Return the material exactly as supplied, apart from the pictures, which are omitted.

--- start of DATA SEGMENT ---

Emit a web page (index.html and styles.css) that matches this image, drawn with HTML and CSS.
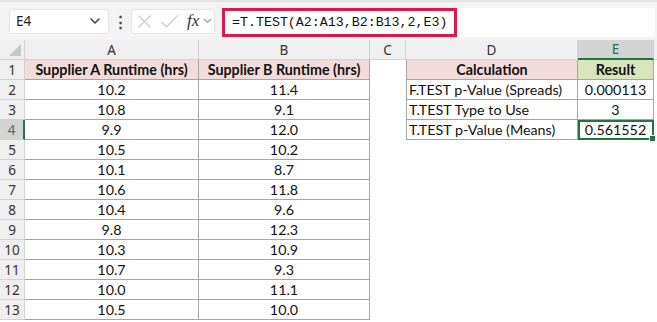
FILE: index.html
```
<html>
  <head>
    <meta name="viewport" content="width=device-width, initial-scale=1.0">
    <link rel="stylesheet" href="styles.css">
  </head>
  <body>
    <div class="toolbar">
      <div class="namebox">
        <span>E4</span>
        <svg width="12" height="8" viewBox="0 0 12 8"><path d="M1.5 1.5 L6 6 L10.5 1.5" fill="none" stroke="#333" stroke-width="1.3"/></svg>
      </div>
      <div class="dots">&#8942;</div>
      <div class="funcbox">
        <svg width="15" height="15" viewBox="0 0 15 15"><path d="M1.5 1.5 L13.5 13.5 M13.5 1.5 L1.5 13.5" stroke="#cacaca" stroke-width="1.2" fill="none"/></svg>
        <svg width="19" height="15" viewBox="0 0 19 15"><path d="M1.5 8 L6.5 13 L17.5 1.5" stroke="#cacaca" stroke-width="1.2" fill="none"/></svg>
        <span class="fx">fx</span>
        <svg width="9" height="6" viewBox="0 0 9 6"><path d="M1 1 L4.5 4.5 L8 1" fill="none" stroke="#999" stroke-width="1.1"/></svg>
      </div>
      <div class="formula">
        <div class="highlight">=T.TEST(A2:A13,B2:B13,2,E3)</div>
      </div>
    </div>

    <div class="sheet">
      <div class="corner"><svg width="14" height="14" viewBox="0 0 14 14"><path d="M13 1 L13 13 L1 13 Z" fill="#c6c6c6"/></svg></div>
      <div class="colhead">A</div>
      <div class="colhead">B</div>
      <div class="colhead">C</div>
      <div class="colhead">D</div>
      <div class="colhead sel">E</div>
      <div class="colhead last"></div>

      <div class="rowhead">1</div>
      <div class="cell b pink bold">Supplier A Runtime (hrs)</div>
      <div class="cell b pink bold">Supplier B Runtime (hrs)</div>
      <div class="cell"></div>
      <div class="cell b dl pink bold">Calculation</div>
      <div class="cell b green bold">Result</div>
      <div class="cell"></div>

      <div class="rowhead">2</div>
      <div class="cell b">10.2</div>
      <div class="cell b">11.4</div>
      <div class="cell"></div>
      <div class="cell b dl left">F.TEST p-Value (Spreads)</div>
      <div class="cell b">0.000113</div>
      <div class="cell"></div>

      <div class="rowhead">3</div>
      <div class="cell b">10.8</div>
      <div class="cell b">9.1</div>
      <div class="cell"></div>
      <div class="cell b dl left">T.TEST Type to Use</div>
      <div class="cell b">3</div>
      <div class="cell"></div>

      <div class="rowhead sel">4</div>
      <div class="cell b">9.9</div>
      <div class="cell b">12.0</div>
      <div class="cell"></div>
      <div class="cell b dl left">T.TEST p-Value (Means)</div>
      <div class="cell b active">0.561552<span class="handle"></span></div>
      <div class="cell"></div>

      <div class="rowhead">5</div>
      <div class="cell b">10.5</div>
      <div class="cell b">10.2</div>
      <div class="cell span4"></div>

      <div class="rowhead">6</div>
      <div class="cell b">10.1</div>
      <div class="cell b">8.7</div>
      <div class="cell span4"></div>

      <div class="rowhead">7</div>
      <div class="cell b">10.6</div>
      <div class="cell b">11.8</div>
      <div class="cell span4"></div>

      <div class="rowhead">8</div>
      <div class="cell b">10.4</div>
      <div class="cell b">9.6</div>
      <div class="cell span4"></div>

      <div class="rowhead">9</div>
      <div class="cell b">9.8</div>
      <div class="cell b">12.3</div>
      <div class="cell span4"></div>

      <div class="rowhead">10</div>
      <div class="cell b">10.3</div>
      <div class="cell b">10.9</div>
      <div class="cell span4"></div>

      <div class="rowhead">11</div>
      <div class="cell b">10.7</div>
      <div class="cell b">9.3</div>
      <div class="cell span4"></div>

      <div class="rowhead">12</div>
      <div class="cell b">10.0</div>
      <div class="cell b">11.1</div>
      <div class="cell span4"></div>

      <div class="rowhead">13</div>
      <div class="cell b">10.5</div>
      <div class="cell b">10.0</div>
      <div class="cell span4"></div>
    </div>
  </body>
</html>
```

FILE: styles.css
```
body {
  margin: 0;
  background: #fff;
  font-family: Lato, "Liberation Sans", sans-serif;
  overflow: hidden;
}
.toolbar {
  height: 40px;
  box-sizing: border-box;
  background: #f3f3f3;
  border-top: 2px solid #e3e3e3;
  display: flex;
  align-items: center;
  padding: 0 2px 0 9px;
}
.namebox {
  width: 100px; height: 25px;
  box-sizing: border-box;
  background: #fff;
  border: 1px solid #e4e4e4;
  border-radius: 4px;
  display: flex;
  align-items: center;
  justify-content: space-between;
  padding: 0 7px 0 6px;
  font-family: "Noto Sans", sans-serif;
  font-size: 13.5px;
  color: #222;
}
.dots {
  width: 22px;
  text-align: center;
  font-size: 15px;
  font-weight: bold;
  color: #444;
}
.funcbox {
  width: 84px; height: 25px;
  box-sizing: border-box;
  background: #fff;
  border: 1px solid #e4e4e4;
  border-radius: 4px;
  display: flex;
  align-items: center;
  gap: 8px;
  padding: 0 0 0 5px;
}
.fx {
  font-family: "Liberation Serif", serif;
  font-style: italic;
  font-size: 17px;
  color: #333;
  margin: 0 -4px 0 0;
}
.formula {
  flex: 1;
  margin-left: 7px;
  height: 29px;
  margin-top: 2px;
  background: #fff;
  display: flex;
}
.highlight {
  width: 235px;
  box-sizing: border-box;
  border: 3px solid #e0174e;
  padding-left: 7px;
  font-family: "Liberation Mono", monospace;
  font-size: 13.3px;
  line-height: 23px;
  color: #111;
}
.sheet {
  display: grid;
  grid-template-columns: 25px 174px 171px 36px 172px 76px 1fr;
  grid-auto-rows: 20px;
  font-size: 14.3px;
  color: #111;
}
.corner {
  background: #efefef;
  border-right: 1px solid #cfcfcf;
  border-bottom: 1px solid #cfcfcf;
  display: flex;
  align-items: flex-end;
  justify-content: flex-end;
  padding: 0 2px 2px 0;
}
.colhead, .rowhead {
  background: #efefef;
  border-right: 1px solid #d2d2d2;
  border-bottom: 1px solid #d2d2d2;
  display: flex;
  align-items: center;
  justify-content: center;
  font-family: "Noto Sans", sans-serif;
  font-size: 13.5px;
  color: #333;
}
.colhead.last {
  border-right: none;
}
.colhead.sel {
  background: #d3d3d3;
  color: #217346;
  border-bottom: 2px solid #217346;
}
.rowhead.sel {
  background: #d3d3d3;
  color: #5a6e66;
  border-right: 2px solid #217346;
}
.cell {
  display: flex;
  align-items: center;
  justify-content: center;
  white-space: nowrap;
  position: relative;
}
.cell.b {
  border-right: 1px solid #a5a5a5;
  border-bottom: 1px solid #a5a5a5;
}
.cell.dl {
  border-left: 1px solid #a5a5a5;
}
.cell.left {
  justify-content: flex-start;
  padding-left: 2px;
}
.span4 {
  grid-column: span 4;
}
.pink {
  background: #f2dcdb;
}
.green {
  background: #d8e4bc;
}
.bold {
  font-weight: bold;
}
.active {
  outline: 2px solid #217346;
  outline-offset: -2px;
}
.handle {
  position: absolute;
  right: -3px; bottom: -3px;
  width: 5px; height: 5px;
  background: #217346;
  border: 1px solid #fff;
}
```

--- end of DATA SEGMENT ---

**ANSWER FOR THIS EXERCISE**.
Emit a web page (index.html and styles.css) that matches this image, drawn with HTML and CSS.
FILE: index.html
```
<html>
  <head>
    <meta name="viewport" content="width=device-width, initial-scale=1.0">
    <link rel="stylesheet" href="styles.css">
  </head>
  <body>
    <div class="toolbar">
      <div class="namebox">
        <span>E4</span>
        <svg width="12" height="8" viewBox="0 0 12 8"><path d="M1.5 1.5 L6 6 L10.5 1.5" fill="none" stroke="#333" stroke-width="1.3"/></svg>
      </div>
      <div class="dots">&#8942;</div>
      <div class="funcbox">
        <svg width="15" height="15" viewBox="0 0 15 15"><path d="M1.5 1.5 L13.5 13.5 M13.5 1.5 L1.5 13.5" stroke="#cacaca" stroke-width="1.2" fill="none"/></svg>
        <svg width="19" height="15" viewBox="0 0 19 15"><path d="M1.5 8 L6.5 13 L17.5 1.5" stroke="#cacaca" stroke-width="1.2" fill="none"/></svg>
        <span class="fx">fx</span>
        <svg width="9" height="6" viewBox="0 0 9 6"><path d="M1 1 L4.5 4.5 L8 1" fill="none" stroke="#999" stroke-width="1.1"/></svg>
      </div>
      <div class="formula">
        <div class="highlight">=T.TEST(A2:A13,B2:B13,2,E3)</div>
      </div>
    </div>

    <div class="sheet">
      <div class="corner"><svg width="14" height="14" viewBox="0 0 14 14"><path d="M13 1 L13 13 L1 13 Z" fill="#c6c6c6"/></svg></div>
      <div class="colhead">A</div>
      <div class="colhead">B</div>
      <div class="colhead">C</div>
      <div class="colhead">D</div>
      <div class="colhead sel">E</div>
      <div class="colhead last"></div>

      <div class="rowhead">1</div>
      <div class="cell b pink bold">Supplier A Runtime (hrs)</div>
      <div class="cell b pink bold">Supplier B Runtime (hrs)</div>
      <div class="cell"></div>
      <div class="cell b dl pink bold">Calculation</div>
      <div class="cell b green bold">Result</div>
      <div class="cell"></div>

      <div class="rowhead">2</div>
      <div class="cell b">10.2</div>
      <div class="cell b">11.4</div>
      <div class="cell"></div>
      <div class="cell b dl left">F.TEST p-Value (Spreads)</div>
      <div class="cell b">0.000113</div>
      <div class="cell"></div>

      <div class="rowhead">3</div>
      <div class="cell b">10.8</div>
      <div class="cell b">9.1</div>
      <div class="cell"></div>
      <div class="cell b dl left">T.TEST Type to Use</div>
      <div class="cell b">3</div>
      <div class="cell"></div>

      <div class="rowhead sel">4</div>
      <div class="cell b">9.9</div>
      <div class="cell b">12.0</div>
      <div class="cell"></div>
      <div class="cell b dl left">T.TEST p-Value (Means)</div>
      <div class="cell b active">0.561552<span class="handle"></span></div>
      <div class="cell"></div>

      <div class="rowhead">5</div>
      <div class="cell b">10.5</div>
      <div class="cell b">10.2</div>
      <div class="cell span4"></div>

      <div class="rowhead">6</div>
      <div class="cell b">10.1</div>
      <div class="cell b">8.7</div>
      <div class="cell span4"></div>

      <div class="rowhead">7</div>
      <div class="cell b">10.6</div>
      <div class="cell b">11.8</div>
      <div class="cell span4"></div>

      <div class="rowhead">8</div>
      <div class="cell b">10.4</div>
      <div class="cell b">9.6</div>
      <div class="cell span4"></div>

      <div class="rowhead">9</div>
      <div class="cell b">9.8</div>
      <div class="cell b">12.3</div>
      <div class="cell span4"></div>

      <div class="rowhead">10</div>
      <div class="cell b">10.3</div>
      <div class="cell b">10.9</div>
      <div class="cell span4"></div>

      <div class="rowhead">11</div>
      <div class="cell b">10.7</div>
      <div class="cell b">9.3</div>
      <div class="cell span4"></div>

      <div class="rowhead">12</div>
      <div class="cell b">10.0</div>
      <div class="cell b">11.1</div>
      <div class="cell span4"></div>

      <div class="rowhead">13</div>
      <div class="cell b">10.5</div>
      <div class="cell b">10.0</div>
      <div class="cell span4"></div>
    </div>
  </body>
</html>
```

FILE: styles.css
```
body {
  margin: 0;
  background: #fff;
  font-family: Lato, "Liberation Sans", sans-serif;
  overflow: hidden;
}
.toolbar {
  height: 40px;
  box-sizing: border-box;
  background: #f3f3f3;
  border-top: 2px solid #e3e3e3;
  display: flex;
  align-items: center;
  padding: 0 2px 0 9px;
}
.namebox {
  width: 100px; height: 25px;
  box-sizing: border-box;
  background: #fff;
  border: 1px solid #e4e4e4;
  border-radius: 4px;
  display: flex;
  align-items: center;
  justify-content: space-between;
  padding: 0 7px 0 6px;
  font-family: "Noto Sans", sans-serif;
  font-size: 13.5px;
  color: #222;
}
.dots {
  width: 22px;
  text-align: center;
  font-size: 15px;
  font-weight: bold;
  color: #444;
}
.funcbox {
  width: 84px; height: 25px;
  box-sizing: border-box;
  background: #fff;
  border: 1px solid #e4e4e4;
  border-radius: 4px;
  display: flex;
  align-items: center;
  gap: 8px;
  padding: 0 0 0 5px;
}
.fx {
  font-family: "Liberation Serif", serif;
  font-style: italic;
  font-size: 17px;
  color: #333;
  margin: 0 -4px 0 0;
}
.formula {
  flex: 1;
  margin-left: 7px;
  height: 29px;
  margin-top: 2px;
  background: #fff;
  display: flex;
}
.highlight {
  width: 235px;
  box-sizing: border-box;
  border: 3px solid #e0174e;
  padding-left: 7px;
  font-family: "Liberation Mono", monospace;
  font-size: 13.3px;
  line-height: 23px;
  color: #111;
}
.sheet {
  display: grid;
  grid-template-columns: 25px 174px 171px 36px 172px 76px 1fr;
  grid-auto-rows: 20px;
  font-size: 14.3px;
  color: #111;
}
.corner {
  background: #efefef;
  border-right: 1px solid #cfcfcf;
  border-bottom: 1px solid #cfcfcf;
  display: flex;
  align-items: flex-end;
  justify-content: flex-end;
  padding: 0 2px 2px 0;
}
.colhead, .rowhead {
  background: #efefef;
  border-right: 1px solid #d2d2d2;
  border-bottom: 1px solid #d2d2d2;
  display: flex;
  align-items: center;
  justify-content: center;
  font-family: "Noto Sans", sans-serif;
  font-size: 13.5px;
  color: #333;
}
.colhead.last {
  border-right: none;
}
.colhead.sel {
  background: #d3d3d3;
  color: #217346;
  border-bottom: 2px solid #217346;
}
.rowhead.sel {
  background: #d3d3d3;
  color: #5a6e66;
  border-right: 2px solid #217346;
}
.cell {
  display: flex;
  align-items: center;
  justify-content: center;
  white-space: nowrap;
  position: relative;
}
.cell.b {
  border-right: 1px solid #a5a5a5;
  border-bottom: 1px solid #a5a5a5;
}
.cell.dl {
  border-left: 1px solid #a5a5a5;
}
.cell.left {
  justify-content: flex-start;
  padding-left: 2px;
}
.span4 {
  grid-column: span 4;
}
.pink {
  background: #f2dcdb;
}
.green {
  background: #d8e4bc;
}
.bold {
  font-weight: bold;
}
.active {
  outline: 2px solid #217346;
  outline-offset: -2px;
}
.handle {
  position: absolute;
  right: -3px; bottom: -3px;
  width: 5px; height: 5px;
  background: #217346;
  border: 1px solid #fff;
}
```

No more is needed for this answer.